- Directed by: Maroun Bagdadi
- Written by: Maroun Bagdadi; Didier Decoin; Elias Khoury;
- Produced by: Mario Gallo; Enzo Giulioli; Jacques Perrin;
- Starring: Hippolyte Girardot; Rafic Ali Ahmad;
- Cinematography: Patrick Blossier
- Edited by: Luc Barnier
- Music by: Nicola Piovani
- Distributed by: BAC Films
- Release date: 15 May 1991 (premiere at Cannes);
- Running time: 97 minutes
- Country: France
- Language: French

= Out of Life =

Out of Life (Hors la vie) is a 1991 film directed by Lebanese director Maroun Bagdadi. The film tells the story of a French photographer (played by Hippolyte Girardot), who is kidnapped in Beirut, Lebanon, and attempts to maintain his personal dignity in the face of torture and brainwashing. The story was inspired by the events surrounding the kidnapping of Roger Auque during the Lebanon hostage crisis.
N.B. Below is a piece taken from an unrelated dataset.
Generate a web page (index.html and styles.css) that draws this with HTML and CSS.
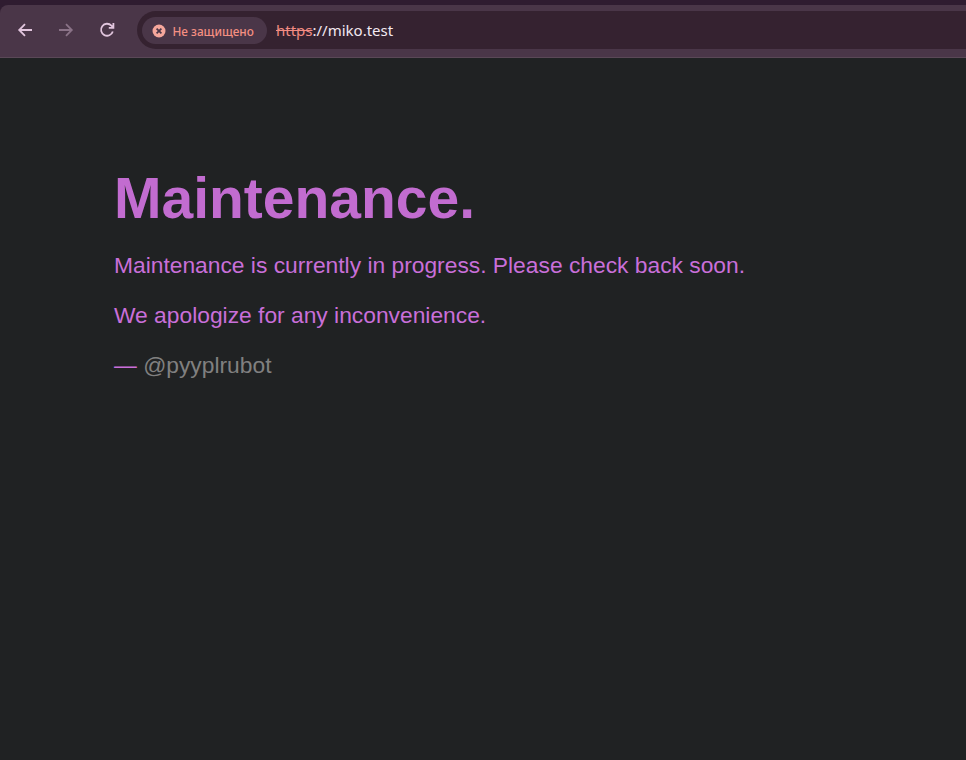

The film was produced by the French companies Galatée Films and Films A2.

==Cast==
- Hippolyte Girardot as Patrick Perrault
- Rafic Ali Ahmad as Walid 'Chief'
- Hussein Sbeity as Omar
- Habib Hammoud as Ali 'Philippe'
- Majdi Machmouchi as Moustapha
- Hassan Farhat as Ahmed 'Frankenstein'
- Hassan Zbib as Fadi
- Nabila Zeitouni as Najat
- Hamza Nasrallah as 'De Niro'
- Sami Hawat as Hassan
- Sabrina Leurquin as Isabelle
- Roger Assaf as Farid
- Nidal Al-Askhar as Khaled's Mother (as Nidal Ashkar)
- Fadi Abou Khalil as (as Fady Abou Khalil)

==Awards==
The film won the Jury Prize at the 1991 Cannes Film Festival.